12.31.2009

2010



Happy 1968 2010.

12.16.2009

facial




Stolen from the fabulous Angelo Plessas's Angelo Says, "Architecture and Portraiture" (Augustin Hérnandez, Heróico Colegio Militar, Mexico City, 1975).

12.14.2009

mexican modern archicheese




You have to be Mexican or at least hablar español to get a sense of the full-cheese wonder in this, but just the soundtrack might give you an idea. It's shocking to see how ghetto Mexican Modernity looked back in 1994. I wonder if these were shot before the crash.

12.03.2009

zoom


Zona Pronaf, Ciudad Juárez, Chihuahua.


On my screen there is a ribbon of green parcels in the middle of the desert. The ribbon is cut through by a gray blob. I do a zoom-in, and distinguish the Rio Bravo/Grande, a couple of hills, dry land and the gray blob that is Ciudad Juárez. The river is in fact a fortified concrete canal. To the north, El Chamizal looks like an impacted wisdom tooth trying to grow out of the city. The park is dry. There is an abstract rounded monument sitting empty, baking under the sun (in the satellite view, the canal/river/border is also and abstract rounded monument of sorts). Ant-cars avoid the Chamizal like it was a big puddle of oil, bound for the South or the East. I follow them with my cursor. The Avenida Américas unwinds in bows and roundabouts. Empty lots, bus stops, parking spots.
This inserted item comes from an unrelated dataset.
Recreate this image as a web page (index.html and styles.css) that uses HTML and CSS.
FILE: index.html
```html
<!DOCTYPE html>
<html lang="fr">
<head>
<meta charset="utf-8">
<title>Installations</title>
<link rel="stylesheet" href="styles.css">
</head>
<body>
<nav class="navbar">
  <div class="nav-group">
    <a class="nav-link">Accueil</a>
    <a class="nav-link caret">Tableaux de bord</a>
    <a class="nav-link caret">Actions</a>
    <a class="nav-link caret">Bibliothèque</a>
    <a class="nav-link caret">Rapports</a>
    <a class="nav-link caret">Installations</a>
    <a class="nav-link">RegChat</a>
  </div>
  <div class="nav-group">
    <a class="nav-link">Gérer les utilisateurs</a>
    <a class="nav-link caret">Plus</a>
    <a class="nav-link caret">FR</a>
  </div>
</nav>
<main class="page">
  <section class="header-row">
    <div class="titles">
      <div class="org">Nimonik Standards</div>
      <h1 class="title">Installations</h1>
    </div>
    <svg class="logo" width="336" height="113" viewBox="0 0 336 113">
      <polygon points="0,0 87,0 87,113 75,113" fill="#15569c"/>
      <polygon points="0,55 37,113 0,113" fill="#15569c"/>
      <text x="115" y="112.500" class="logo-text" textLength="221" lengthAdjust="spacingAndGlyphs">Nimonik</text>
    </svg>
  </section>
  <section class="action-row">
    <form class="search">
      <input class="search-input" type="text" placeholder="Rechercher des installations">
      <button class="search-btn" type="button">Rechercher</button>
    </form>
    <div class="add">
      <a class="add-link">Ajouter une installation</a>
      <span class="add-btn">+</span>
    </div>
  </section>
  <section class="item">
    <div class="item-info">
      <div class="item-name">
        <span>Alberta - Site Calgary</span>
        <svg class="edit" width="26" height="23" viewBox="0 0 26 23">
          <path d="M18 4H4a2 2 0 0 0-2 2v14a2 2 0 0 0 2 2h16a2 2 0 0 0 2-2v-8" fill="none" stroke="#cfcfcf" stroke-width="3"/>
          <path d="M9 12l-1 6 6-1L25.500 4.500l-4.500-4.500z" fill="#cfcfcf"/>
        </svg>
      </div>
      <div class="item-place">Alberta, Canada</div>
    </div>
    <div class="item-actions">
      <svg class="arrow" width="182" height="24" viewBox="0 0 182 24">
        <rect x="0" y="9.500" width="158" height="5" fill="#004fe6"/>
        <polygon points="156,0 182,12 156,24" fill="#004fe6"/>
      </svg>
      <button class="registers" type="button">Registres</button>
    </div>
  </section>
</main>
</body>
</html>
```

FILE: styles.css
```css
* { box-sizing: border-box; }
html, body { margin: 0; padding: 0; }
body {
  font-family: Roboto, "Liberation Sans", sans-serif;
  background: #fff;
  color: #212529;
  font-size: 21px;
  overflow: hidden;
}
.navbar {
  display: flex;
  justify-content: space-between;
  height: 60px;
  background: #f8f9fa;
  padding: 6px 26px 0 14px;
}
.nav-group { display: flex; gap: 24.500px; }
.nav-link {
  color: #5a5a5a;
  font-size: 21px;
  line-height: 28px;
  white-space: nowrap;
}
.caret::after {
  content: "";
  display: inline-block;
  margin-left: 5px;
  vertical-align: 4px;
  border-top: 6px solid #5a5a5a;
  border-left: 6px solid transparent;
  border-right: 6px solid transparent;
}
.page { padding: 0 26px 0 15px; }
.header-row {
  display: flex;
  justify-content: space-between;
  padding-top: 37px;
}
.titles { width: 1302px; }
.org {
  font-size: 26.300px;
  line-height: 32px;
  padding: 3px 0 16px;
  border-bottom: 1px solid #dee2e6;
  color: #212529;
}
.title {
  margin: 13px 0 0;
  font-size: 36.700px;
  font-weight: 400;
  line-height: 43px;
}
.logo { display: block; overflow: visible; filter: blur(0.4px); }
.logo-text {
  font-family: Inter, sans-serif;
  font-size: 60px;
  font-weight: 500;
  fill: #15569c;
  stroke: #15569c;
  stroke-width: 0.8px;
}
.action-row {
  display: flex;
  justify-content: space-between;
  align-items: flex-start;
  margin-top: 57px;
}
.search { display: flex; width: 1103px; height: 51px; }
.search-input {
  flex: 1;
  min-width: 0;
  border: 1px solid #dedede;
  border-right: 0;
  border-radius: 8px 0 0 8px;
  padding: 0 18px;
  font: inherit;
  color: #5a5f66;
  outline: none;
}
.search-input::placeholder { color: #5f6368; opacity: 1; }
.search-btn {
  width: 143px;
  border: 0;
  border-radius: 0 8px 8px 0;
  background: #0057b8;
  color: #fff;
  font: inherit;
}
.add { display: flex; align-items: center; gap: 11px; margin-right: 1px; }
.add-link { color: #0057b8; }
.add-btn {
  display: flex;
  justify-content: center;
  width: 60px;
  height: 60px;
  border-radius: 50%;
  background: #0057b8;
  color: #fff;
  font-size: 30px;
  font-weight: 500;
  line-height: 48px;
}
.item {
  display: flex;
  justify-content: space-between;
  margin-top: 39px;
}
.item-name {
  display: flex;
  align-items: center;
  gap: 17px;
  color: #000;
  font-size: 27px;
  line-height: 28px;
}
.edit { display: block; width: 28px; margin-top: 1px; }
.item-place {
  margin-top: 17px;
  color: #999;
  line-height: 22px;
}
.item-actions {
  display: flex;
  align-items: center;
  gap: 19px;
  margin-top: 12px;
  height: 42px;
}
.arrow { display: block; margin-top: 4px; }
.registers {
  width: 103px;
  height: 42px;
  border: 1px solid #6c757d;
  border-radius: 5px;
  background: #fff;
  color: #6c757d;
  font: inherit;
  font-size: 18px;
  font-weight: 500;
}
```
A 13ft-tall Abraham Lincoln stands alone in his tiny square. In the map, El Paso and Juárez are brought together by Francisco (Pancho) Villa and divided by Cuatro Siglos (Four Centuries). Further down, Pancho Villa becomes Juan Gabriel. (Here they’ve found a bunch of women’s bodies. The eje must be packed with pink crosses in real life.) On the other side of town, Av. Industrias becomes Jaime Bermúdez, in the middle you have Av. Panamericana, Lincoln and other more generic names:16 de Septiembre, Lic. Adolfo López Mateos… Back to the satellite view. Zoom-in. Eje Juan Gabriel is covered with white patches. So is Av. Bermúdez. The maquilas and warehouses. A little further down and to the right, the only real green patch in all of the city: the golf club where Don Jaime and his kids probably live. Zoom. A subdivision dotted with McMansions and swimming pools. Click to the left. I wonder where the Pueblo Amigo is. I can’t tell if there’s a shopping center that "resembles a traditional Mexican pueblo” or not. Another thing I don’t see are the “nuclear cemeteries”, or toxic waste dumps. I discover the Museum of Art and History, a fossil on the corner of the Plaza de las Américas’s parking lot, like some cheap, minor ornamental landscape feature. Under that gigantic white tank of a mall probably lie the remains of the Pronaf.